Bake the cakes in the center rack of your oven for 25 minutes. Let cool on a rack in the pans for 10 minutes, then remove from the pans and finish cooling on the rack. It will take time to make the frosting and the flames, so I left things out and didn't freeze them, and this ended up giving the cake plenty of time to cool off.
So you can just oogle the cakes for awhile.
Now, I had pictures of the frosting process, but my phone decided not to import them to my computer for some reason. I think the computer switching to Windows 10, immediately regretting the decision, and switching back to Windows 8.1 has caused my phone to no longer really trust my laptop's ability to make sound life choices. Clearly I'm blame shifting here, but gather this stuff for the best chocolate frosting you've ever had in your life:
  • 1 1/2 cups room temp butter
  • 4 cups powdered sugar
  • 3/4 cup cocoa powder
  • 2 teaspoon vanilla extract
  • pinch table salt
  • 4 TBS heavy cream
Mix together the butter and powdered sugar until you have another puffy cloud situation (4-5 minutes). Add in the cocoa powder, salt, and vanilla extract and blend well, scraping the bowl. Finish off by adding the heavy cream in, one TBS at a time. Immediately realize you haven't truly lived life until you tasted this frosting. Cover bowl of chocolatey heaven with a damp paper towel and set aside...it's time to melt things.
You need some camping supplies.
Crush up 14-18 cinnamon hard candies in one plastic bag and 14-18 butterscotch candies in another bag. My weapon of choice for this was a hammer, and yes, things did get messy. You'll also need a can of Pirouette cookies and some marshmallows. I ended up using smaller ones because my cake plate wasn't big enough to hold the S'mores-sized marshmallows. Marshmallows, as tasty as they are ridiculous to spell.

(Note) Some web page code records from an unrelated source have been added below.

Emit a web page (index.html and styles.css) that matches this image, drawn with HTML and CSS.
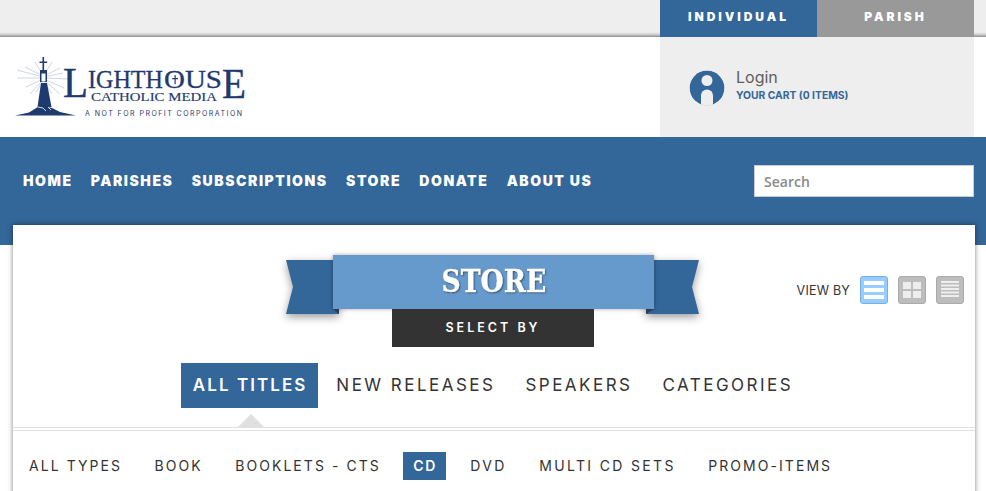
FILE: index.html
```html
<!DOCTYPE html>
<html lang="en">
<head>
<meta charset="utf-8">
<title>Lighthouse Catholic Media Store</title>
<link rel="stylesheet" href="styles.css">
</head>
<body>
<div class="topbar">
  <div class="tabs">
    <a class="tab tab-on">INDIVIDUAL</a>
    <a class="tab tab-off">PARISH</a>
  </div>
</div>
<header class="header">
  <svg class="logo" width="236" height="66" viewBox="0 0 236 66">
    <g stroke="#c4cad6" stroke-width="0.8">
      <path d="M29 21L3 14M29 22L3 22M29 20L11 11M29 19L21 6M29 23L12 31M29 24L16 38M29 25L22 36M30 21L49 17M30 22L55 23M30 20L46 12M30 19L38 6M30 24L46 38M30 23L50 32M30 25L38 38"/>
    </g>
    <path class="navy" d="M28.500 1h1.600v4.500h3v1.500h-3v7h-1.600v-7h-3v-1.500h3zM26 14h7v3h-7zM26 17h7v9h-7zM27 27h6l4.500 24h-14z"/>
    <path class="white" d="M27.500 17.500h4v8h-4z"/>
    <path class="navy" d="M1 59.500l14-3 8-5 6-2.500 5 2 4 1 8 4 16 3.500z"/>
    <path class="logo-crack" d="M24 51l5 1 3 3M34 51l3 3"/>
    <text class="logo-l" x="49" y="41" textLength="25" lengthAdjust="spacingAndGlyphs">L</text>
    <text class="logo-main" x="74" y="32" textLength="75" lengthAdjust="spacingAndGlyphs">IGHTH</text>
    <text class="logo-main" x="150" y="32" textLength="58" lengthAdjust="spacingAndGlyphs">OUS</text>
    <path class="navy" d="M160.500 19h1.200v3h2.300v1.200h-2.300v5h-1.200v-5h-2.300v-1.200h2.300z"/>
    <text class="logo-l" x="208" y="42" textLength="24" lengthAdjust="spacingAndGlyphs">E</text>
    <text class="logo-sub" x="77" y="45" textLength="126" lengthAdjust="spacingAndGlyphs">CATHOLIC MEDIA</text>
    <text class="logo-tag" x="71" y="60" textLength="157" lengthAdjust="spacing">A NOT FOR PROFIT CORPORATION</text>
  </svg>
  <div class="account">
    <svg class="avatar" width="36" height="36" viewBox="0 0 36 36">
      <defs><clipPath id="av"><circle cx="18" cy="18" r="17.500"/></clipPath></defs>
      <g clip-path="url(#av)">
        <circle cx="18" cy="18" r="17.500" fill="#336699"/>
        <circle cx="18" cy="10.500" r="5.500" fill="#eee"/>
        <path d="M12 34V25.500a6 6 0 0 1 12 0V34z" fill="#eee"/>
        <path d="M0 34h36v2H0z" fill="#eee"/>
      </g>
    </svg>
    <div class="account-text">
      <a class="login">Login</a>
      <a class="cart">YOUR CART (0 ITEMS)</a>
    </div>
  </div>
</header>
<nav class="nav">
  <ul class="menu">
    <li>HOME</li><li>PARISHES</li><li>SUBSCRIPTIONS</li><li>STORE</li><li>DONATE</li><li>ABOUT US</li>
  </ul>
  <input class="search" type="text" placeholder="Search">
</nav>
<main class="card">
  <div class="head-row">
    <div class="ribbon">
      <span class="tail tail-l"></span>
      <span class="tail tail-r"></span>
      <h1 class="ribbon-face"><span class="ribbon-title">STORE</span></h1>
      <span class="fold fold-l"></span>
      <span class="fold fold-r"></span>
      <div class="select-by">SELECT BY</div>
    </div>
    <div class="viewby">
      <span class="viewby-label">VIEW BY</span>
      <span class="vb vb-on"><svg width="20" height="20" viewBox="0 0 20 20"><path d="M0 1h20v4H0zM0 8h20v4H0zM0 15h20v4H0z"/></svg></span>
      <span class="vb"><svg width="20" height="20" viewBox="0 0 20 20"><path d="M1 2h8v7H1zM11 2h8v7h-8zM1 11h8v7H1zM11 11h8v7h-8z"/></svg></span>
      <span class="vb"><svg width="20" height="20" viewBox="0 0 20 20"><path d="M1 1h18v2H1zM1 4.500h18v2H1zM1 8h18v2H1zM1 11.500h18v2H1zM1 15h18v2H1z"/></svg></span>
    </div>
  </div>
  <div class="primary">
    <a class="p-item p-on">ALL TITLES</a>
    <a class="p-item">NEW RELEASES</a>
    <a class="p-item">SPEAKERS</a>
    <a class="p-item">CATEGORIES</a>
  </div>
  <div class="divider"><span class="caret"></span></div>
  <div class="secondary">
    <a class="s-item">ALL TYPES</a>
    <a class="s-item">BOOK</a>
    <a class="s-item">BOOKLETS - CTS</a>
    <a class="s-item s-on">CD</a>
    <a class="s-item s-wide">DVD</a>
    <a class="s-item s-wide">MULTI CD SETS</a>
    <a class="s-item">PROMO-ITEMS</a>
  </div>
</main>
</body>
</html>
```
FILE: styles.css
```css
* { box-sizing: border-box; }
html, body { margin: 0; padding: 0; height: 491px; overflow: hidden; background: #fff; }
body { font-family: "Inter", "Liberation Sans", sans-serif; color: #333; position: relative; }
h1 { margin: 0; }

.topbar {
  height: 37px;
  background: linear-gradient(#eeeeee 0, #eeeeee 32px, #d8d8d8 34px, #a8a8a8 36px, #8c8c8c 37px);
  display: flex;
  justify-content: flex-end;
  padding-right: 12px;
}
.tabs { display: flex; }
.tab {
  width: 157px;
  height: 37px;
  display: flex;
  align-items: center;
  justify-content: center;
  color: #fff;
  font-size: 12px;
  font-weight: 900;
  letter-spacing: 2.950px;
  padding-bottom: 5px;
}
.tab-on { background: #336699; }
.tab-off { background: #999; }

.header {
  height: 100px;
  display: flex;
  justify-content: space-between;
  padding: 0 12px 0 14px;
}
.logo { margin-top: 19px; }
.navy { fill: #1f3a6e; }
.white { fill: #fff; }
.logo-crack { fill: none; stroke: #fff; stroke-width: 0.8; }
.logo-l { font-family: "Liberation Serif", serif; font-size: 42px; fill: #1f3a6e; stroke: #1f3a6e; stroke-width: 0.4; }
.logo-main { font-family: "Liberation Serif", serif; font-size: 26px; fill: #1f3a6e; stroke: #1f3a6e; stroke-width: 0.3; }
.logo-sub { font-family: "Liberation Serif", serif; font-size: 12px; fill: #1f3a6e; stroke: #1f3a6e; stroke-width: 0.15; }
.logo-tag { font-family: "Inter", sans-serif; font-size: 7px; fill: #1f3a6e; }

.account {
  width: 314px;
  background: #eee;
  display: flex;
  align-items: flex-start;
  gap: 11px;
  padding: 32px 0 0 29px;
}
.avatar { margin-top: 1px; }
.account-text { display: flex; flex-direction: column; }
.login { font-size: 16px; line-height: 18px; color: #5e5e5e; margin-top: -1px; }
.cart { font-size: 10.300px; line-height: 12px; font-weight: 700; color: #336699; margin-top: 3px; white-space: nowrap; }

.nav {
  height: 108px;
  background: #336699;
  display: flex;
  justify-content: space-between;
  align-items: flex-start;
  padding: 28px 12px 0 23px;
}
.menu {
  list-style: none;
  margin: 0;
  padding: 7px 0 0;
  display: flex;
  gap: 18.300px;
  color: #fff;
  font-size: 14px;
  line-height: 17px;
  font-weight: 900;
  letter-spacing: 1.550px;
}
.search {
  width: 220px;
  height: 32px;
  border: 1px solid #ccc;
  background: #fff;
  padding: 0 9px;
  font: 600 14px "Open Sans", sans-serif;
  outline: none;
}
.search::placeholder { color: #8a8a8a; opacity: 1; }

.card {
  position: absolute;
  left: 13px;
  top: 225px;
  width: 962px;
  height: 290px;
  background: #fff;
  box-shadow: 0 0 5px rgba(0,0,0,.5);
}
.head-row { position: relative; height: 138px; }
.ribbon {
  position: absolute;
  left: 320px;
  top: 30px;
  width: 321px;
}
.ribbon-face {
  position: relative;
  height: 54px;
  background: #6699cc;
  color: #fff;
  font: 700 31px/53px "DejaVu Serif", serif;
  text-align: center;
  box-shadow: 0 0 4px rgba(0,0,0,.35);
}
.ribbon-title {
  display: inline-block;
  transform: scaleX(.86);
  -webkit-text-stroke: 0.4px #fff;
  text-shadow: 1px 1px 2px rgba(0,0,0,.55);
}
.tail {
  position: absolute;
  top: 5px;
  height: 54px;
  filter: drop-shadow(0 3px 4px rgba(0,0,0,.4));
}
.tail::before {
  content: "";
  display: block;
  height: 100%;
  background: #336699;
}
.tail-l { left: -47px; width: 53px; }
.tail-r { right: -45px; width: 53px; }
.tail-l::before { clip-path: polygon(0 0, 100% 0, 100% 100%, 0 100%, 7px 50%); }
.tail-r::before { clip-path: polygon(0 0, 100% 0, 46px 50%, 100% 100%, 0 100%); }
.fold {
  position: absolute;
  top: 54px;
  height: 5px;
  background: #2d3a4f;
}
.fold-l { left: 0; width: 6px; clip-path: polygon(0 0, 100% 0, 100% 100%); }
.fold-r { right: 0; width: 8px; clip-path: polygon(0 0, 100% 0, 0 100%); }
.select-by {
  position: relative;
  width: 202px;
  height: 38px;
  margin-left: 59px;
  background: #333;
  color: #fff;
  font-size: 12.500px;
  font-weight: 600;
  line-height: 37px;
  letter-spacing: 3px;
  text-align: center;
}
.viewby {
  position: absolute;
  top: 51px;
  right: 11px;
  display: flex;
  align-items: center;
}
.viewby-label { font-size: 12.500px; color: #333; margin-right: 10px; letter-spacing: 0.200px; }
.vb {
  width: 28px;
  height: 28px;
  margin-left: 10px;
  border: 1px solid #aaa;
  border-radius: 3px;
  background: #bdbdbd;
  display: flex;
  align-items: center;
  justify-content: center;
  fill: #eee;
}
.vb-on { margin-left: 0; background: #99ccff; border-color: #77aee6; fill: #fff; }

.primary {
  display: flex;
  justify-content: center;
  padding-left: 1px;
}
.p-item {
  height: 45px;
  padding: 0 15px 2px;
  display: flex;
  align-items: center;
  font-size: 17px;
  font-weight: 400;
  letter-spacing: 2.480px;
  color: #333;
}
.p-on { background: #336699; color: #fff; font-weight: 600; padding: 0 11px 2px 12px; margin-right: 3px; letter-spacing: 2.050px; }

.divider {
  position: relative;
  height: 4px;
  margin-top: 19px;
  border-top: 1px solid #e0e0e0;
  border-bottom: 1px solid #e0e0e0;
}
.caret {
  position: absolute;
  left: 224px;
  top: -14px;
  width: 0;
  height: 0;
  border-left: 14px solid transparent;
  border-right: 14px solid transparent;
  border-bottom: 14px solid #e0e0e0;
}
.secondary {
  display: flex;
  align-items: center;
  gap: 12.500px;
  padding: 21px 0 0 6px;
}
.s-item {
  height: 28px;
  padding: 0 10px 1px;
  display: flex;
  align-items: center;
  font-size: 14px;
  letter-spacing: 2.050px;
  color: #333;
}
.s-wide { letter-spacing: 2.350px; }
.s-on { background: #336699; color: #fff; font-weight: 600; padding: 0 9px 1px 10px; margin-right: 2px; letter-spacing: 1.500px; }
```
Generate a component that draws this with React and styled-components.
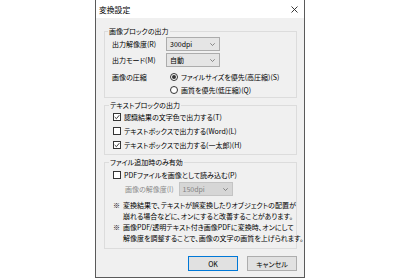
import styled, { createGlobalStyle } from 'styled-components';

const GlobalStyle = createGlobalStyle`
  body {
    margin: 0;
    background: #ffffff;
    font-family: "Noto Sans CJK JP", "Noto Sans", sans-serif;
    font-size: 7px;
    color: #000;
  }
`;

const Page = styled.div`
  display: flex;
  justify-content: center;
  height: 280px;
`;

const Dialog = styled.div`
  width: 210px;
  height: 278px;
  box-sizing: border-box;
  border: 1px solid #5a5a5a;
  border-top: none;
  display: flex;
  flex-direction: column;
  background: #f0f0f0;
`;

const TitleBar = styled.div`
  height: 18px;
  flex: none;
  background: #fff;
  display: flex;
  align-items: center;
  justify-content: space-between;
  padding: 0 6px 0 3px;
  font-size: 7.8px;
  font-feature-settings: "palt";
`;

const Body = styled.div`
  padding: 8px 7px 0 8px;
  display: flex;
  flex-direction: column;
  gap: 2px;
  font-feature-settings: "palt";
  line-height: 10px;
`;

const Group = styled.fieldset`
  margin: 0;
  min-width: 0;
  border: 1px solid #dcdcdc;
  padding: ${(p) => p.$pad || '2px 7px 4px 8px'};
  display: flex;
  flex-direction: column;
  gap: ${(p) => p.$gap || '4px'};
`;

const Legend = styled.legend`
  padding: 0 1px;
  margin-left: -4px;
  line-height: 10px;
`;

const FormGrid = styled.div`
  display: grid;
  grid-template-columns: 54px 1fr;
  row-gap: 2px;
  align-items: center;
`;

const FieldLabel = styled.span`
  white-space: nowrap;
  align-self: ${(p) => (p.$top ? 'start' : 'center')};
  padding-top: ${(p) => (p.$top ? '3px' : '0')};
  color: ${(p) => (p.$disabled ? '#8a8a8a' : '#000')};
`;

const RadioList = styled.div`
  display: flex;
  flex-direction: column;
  gap: 3px;
  margin-top: 3px;
  padding-left: 4px;
`;

const Select = styled.div`
  width: 54px;
  height: 14px;
  box-sizing: border-box;
  border: 1px solid ${(p) => (p.$disabled ? '#c4c4c4' : '#acacac')};
  background: ${(p) => (p.$disabled ? '#d6d6d6' : '#e5e5e5')};
  color: ${(p) => (p.$disabled ? '#838383' : '#000')};
  display: flex;
  align-items: center;
  justify-content: space-between;
  padding: 0 4px 0 3px;
`;

const Option = styled.label`
  display: flex;
  align-items: center;
  gap: 3px;
  height: 10px;
  white-space: nowrap;
`;

const RadioMark = styled.span`
  width: 8px;
  height: 8px;
  box-sizing: border-box;
  border: 1px solid #333;
  border-radius: 50%;
  background: #fff;
  display: flex;
  align-items: center;
  justify-content: center;
  flex: none;
  &::after {
    content: '';
    width: 4px;
    height: 4px;
    border-radius: 50%;
    background: ${(p) => (p.$on ? '#333' : 'transparent')};
  }
`;

const CheckMark = styled.span`
  width: 8px;
  height: 8px;
  box-sizing: border-box;
  border: 1px solid #333;
  background: #fff;
  display: flex;
  align-items: center;
  justify-content: center;
  flex: none;
`;

const IndentRow = styled.div`
  display: flex;
  align-items: center;
  gap: 5px;
  padding-left: 12px;
  margin-top: -2px;
`;

const Notes = styled.div`
  line-height: 11px;
`;

const Note = styled.p`
  margin: 0;
  display: grid;
  grid-template-columns: 10px 1fr;
  white-space: nowrap;
`;

const Buttons = styled.div`
  display: flex;
  justify-content: flex-end;
  gap: 9px;
  margin-top: 5px;
`;

const Button = styled.button`
  width: 50px;
  height: 15px;
  box-sizing: border-box;
  padding: 0;
  font: inherit;
  font-feature-settings: "palt";
  color: #000;
  background: #e1e1e1;
  border: 1px solid ${(p) => (p.$primary ? '#0078d7' : '#adadad')};
`;

function Chevron() {
  return (
    <svg width="5" height="3" viewBox="0 0 5 3">
      <path d="M0.3 0.3 L2.5 2.5 L4.7 0.3" fill="none" stroke="#6d6d6d" strokeWidth="0.8" />
    </svg>
  );
}

function CloseIcon() {
  return (
    <svg width="7" height="7" viewBox="0 0 7 7">
      <path d="M0.5 0.5 L6.5 6.5 M6.5 0.5 L0.5 6.5" stroke="#222" strokeWidth="0.9" />
    </svg>
  );
}

function Check({ on, children }) {
  return (
    <Option>
      <CheckMark>
        {on && (
          <svg width="6" height="6" viewBox="0 0 6 6">
            <path d="M0.7 3 L2.4 4.7 L5.3 1.2" fill="none" stroke="#222" strokeWidth="0.9" />
          </svg>
        )}
      </CheckMark>
      {children}
    </Option>
  );
}

function Radio({ on, children }) {
  return (
    <Option>
      <RadioMark $on={on} />
      {children}
    </Option>
  );
}

export default function App() {
  return (
    <Page>
      <GlobalStyle />
      <Dialog>
        <TitleBar>
          <span>変換設定</span>
          <CloseIcon />
        </TitleBar>
        <Body>
          <Group $pad="1px 7px 2px 7px">
            <Legend>画像ブロックの出力</Legend>
            <FormGrid>
              <FieldLabel>出力解像度(R)</FieldLabel>
              <Select>
                <span>300dpi</span>
                <Chevron />
              </Select>
              <FieldLabel>出力モード(M)</FieldLabel>
              <Select>
                <span>自動</span>
                <Chevron />
              </Select>
              <FieldLabel $top>画像の圧縮</FieldLabel>
              <RadioList>
                <Radio on>ファイルサイズを優先(高圧縮)(S)</Radio>
                <Radio>画質を優先(低圧縮)(Q)</Radio>
              </RadioList>
            </FormGrid>
          </Group>
          <Group>
            <Legend>テキストブロックの出力</Legend>
            <Check on>認識結果の文字色で出力する(T)</Check>
            <Check>テキストボックスで出力する(Word)(L)</Check>
            <Check on>テキストボックスで出力する(一太郎)(H)</Check>
          </Group>
          <Group $pad="3px 7px 4px 8px" $gap="4px">
            <Legend>ファイル追加時のみ有効</Legend>
            <Check>PDFファイルを画像として読み込む(P)</Check>
            <IndentRow>
              <FieldLabel $disabled>画像の解像度(I)</FieldLabel>
              <Select $disabled>
                <span>150dpi</span>
                <Chevron />
              </Select>
            </IndentRow>
            <Notes>
              <Note>
                <span>※</span>
                <span>
                  変換結果で、テキストが誤変換したりオブジェクトの配置が
                  <br />
                  崩れる場合などに、オンにすると改善することがあります。
                </span>
              </Note>
              <Note>
                <span>※</span>
                <span>
                  画像PDF/透明テキスト付き画像PDFに変換時、オンにして
                  <br />
                  解像度を調整することで、画像の文字の画質を上げられます。
                </span>
              </Note>
            </Notes>
          </Group>
          <Buttons>
            <Button $primary>OK</Button>
            <Button>キャンセル</Button>
          </Buttons>
        </Body>
      </Dialog>
    </Page>
  );
}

You're about to be en fuego.
Preheat your oven to 375 and line a baking tray with Parchment paper. Take a spoonful of the crushed butterscotch and pile it onto the tray. Top this pile with a spoonful of crushed cinnamon candy. I opted for three piles on one tray and baked for 6 minutes. When you pull it out of the oven, take a metal skewer or knife and pull up from the bottom of each pile to mix the colors and create flame shapes.
This looks like a ketchup and mustard mishap.
..but you get the idea. Repeat this process 3 or 4 more times until you've used up your crushed candies. These harden really fast, so if you need to pop stuff back in the oven to melt again and finish shaping, do so for a minute or two. You can handle these after about 5 minutes of cooling without any issues. I ended up breaking these apart with my hands to create smaller flames and varying shapes. By now, you should be able to frost the cupcakes and the cake.
I filled a piping bag fitted with a 1M tip and simply started on the outside edge of each cupcake and circled in. I ended my circle by piping a mound in the middle of each cupcake, releasing pressure, and pulling up and away quickly to form a star.
Because I like stars, that's why.
I then put some foil down on the counter, grabbed four small marshmallows, and "roasted" them with my stick lighter. I have coincidentally never felt more ridiculous in my life, but these looked really cute.
This frosting is so thick and...voluminous? that you actually don't need a crumb coat for once. I felt like such a rebel just frosting one layer and calling it good. But it was a relief to be able to skip a few steps after working for hours on the rest of the cake. So slather on a hearty layer of frosting and either smooth out or swirl or whatever the hell you want to do to finish the frosting look. Whatever the hell I wanted to do was give this cake a more rustic texture to go along with the outdoorsy theme. I took my small angled spatula and set it on the outside edge of the top of the cake. I constantly turned my cake turntable around while slowly moving my spatula in a circular spiral pattern. For the sides, I took my spatula and constantly turned my turntable (appropriately named) around the whole cake. Then a I took my spatula and placed it directly below the line I had just made and turned it all the way around again. I repeated this 3 more times.
Then I broke up the cookies and gently placed them on top of the cake to form my logs.
I took the candy flames and placed them in varying spots inside of the logs. Press gently into the cake to insert these so you don't break them. The flames DO NOT refrigerate well (they get..floppy), so keep this cake boxed up and stored out. You will eat it so fast it won't even matter, promise. I finished things off by ridiculously roasting more marshmallows with my stick lighter, and then eating a couple extras for good measure. Gotta show those babies who's boss.
I was supremely happy with how cute this cake turned out to be, and I sincerely hope it was enjoyed at the birthday party! There really is no such thing as a bad cake (much like pizza, even when it's gross, it's still really good), and kids love sugar in any form. I am going to reuse this frosting and marble cake/cupcake recipe for the rest of my days because it is simply mouthwatering. Unlike camping and experiencing the actual outdoors, this cake allows me to remain in my comfort zone by simply simulating the tingly embrace of a campfire (since cake always gives me the warm fuzzies). 'Til next time, my fellow eaters!
And unlike bears or mosquitoes, cake is perfectly happy being at the bottom of the food chain. When presented with the choice to have cake or go camping, always choose the option that ends with you being the eater and not the eaten.